How do I ensure that a presentation generated by AI is accurate and not fabricated?
AI generation tools are not research engines. They are structure and design engines. If you provide a prompt like “create a presentation about Q3 sales performance,” the AI will build a visually coherent deck with logical slide structure, but any specific numbers, percentages, or claims it inserts will be placeholders or hallucinations unless you supply the underlying data. The professional workflow that avoids this problem is to upload your own source documents, financial reports, research summaries, or strategy briefs, and let the AI convert your verified content into a structured deck rather than generate content from scratch. Always review every slide’s text before presenting to any external audience.
Is it safe to upload confidential business documents to AI presentation tools?
This is an important question for any professional using cloud-based tools. Most enterprise and teams-tier plans for the tools in this category include data security commitments such as encryption in transit, encrypted storage, and explicit assurances that uploaded documents are not used to train AI models. Free plans may have different terms. Before uploading sensitive materials such as financial projections, client data, or proprietary research, review the platform’s privacy policy and data processing terms carefully. If your organization operates under strict compliance requirements such as HIPAA, GDPR, or SOC 2, verify that the tool has the relevant certifications before use. When in doubt, remove or redact sensitive figures from documents before uploading.
Conclusion
The market for AI presentation tools in 2026 is genuinely competitive, and the right choice depends more on your specific workflow than on any single platform’s feature list. Professionals who need deep media customization, team collaboration, and flexible exports have strong options across all three tool categories discussed here. The most important step is to move beyond marketing pages and test your actual workflow during a free trial, specifically the features you will use most: generating from your real source documents, uploading your own media, collaborating with a teammate, and exporting in the format your audience expects.

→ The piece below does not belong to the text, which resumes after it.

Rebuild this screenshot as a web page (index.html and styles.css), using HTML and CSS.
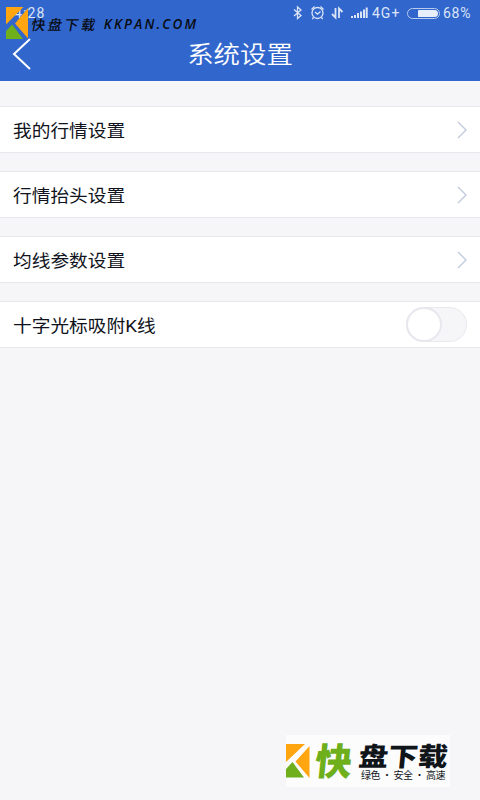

No single tool is perfect for every use case. A dedicated AI presentation platform may outperform a general-purpose design tool on narrative structure but fall short on cross-format versatility. A legacy enterprise editor may offer unmatched slide polish but lack the speed of modern AI generation. Map the 10 evaluation criteria in this article directly to the priorities of your role, test two or three strong candidates, and choose the one that removes the most friction from the specific presentations you build most often.